Do you have to send a renewal notice to all clients?
You have to send a renewal notice to clients who have entered into an ongoing fee arrangement with you after 1/7/2013. For existing clients pre 1/7/2013, you only need to send a renewal notice if the ongoing fee arrangement has changed after 1/7/2013. For example if the fee has increased, or if there are additional services to the arrangement, or if there are changes to the terms of the arrangement and so on. The examples here are only a guide so there are other factors that will change the nature of the arrangement. For best practice, we encourage advisers to send a renewal notice every year. It’s a good way to get in front of the client, and potentially bring in more work for the practice, and also a good way to maintain your relationship as the primary adviser to your clients.
What if my client does not respond to the renewal notice, can the ongoing fee arrangement continue?
After receiving the renewal notice, your client must consent to renew their ongoing fee arrangement with you within 60 days of the renewal notice. If your client does not respond/opt-in within the 60 day period, the ongoing fee arrangement will need to be terminated, i.e. you are no longer allowed to receive any ongoing fee from your client’s account.
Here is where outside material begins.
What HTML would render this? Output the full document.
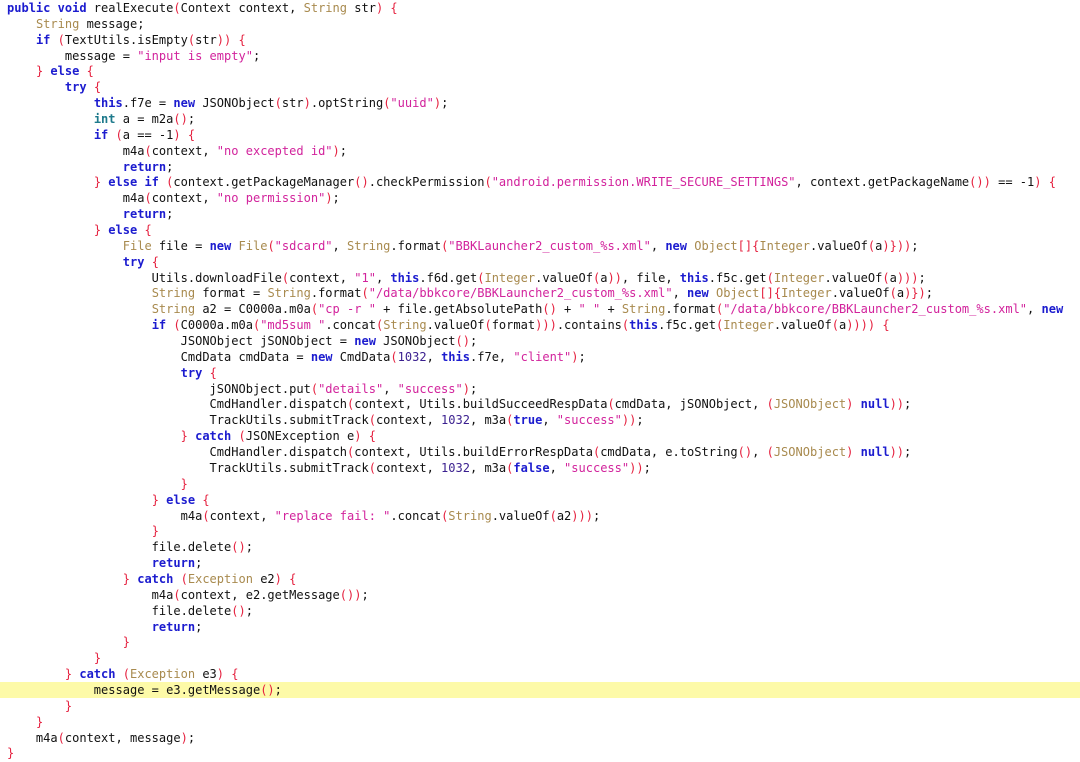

Can I have my clients to “opt-out” as oppose to requiring them to “opt-in” as some of my clients are not very efficient with their responses especially there is a need to meet the timeframe?
No, you are not allowed to have your clients to “opt-out” as the legislation states that the client will need to “opt-in” to enable the arrangement to continue, not the other way round. This is to prevent advisers to continue receiving on-going fees without the client’s knowledge/consent.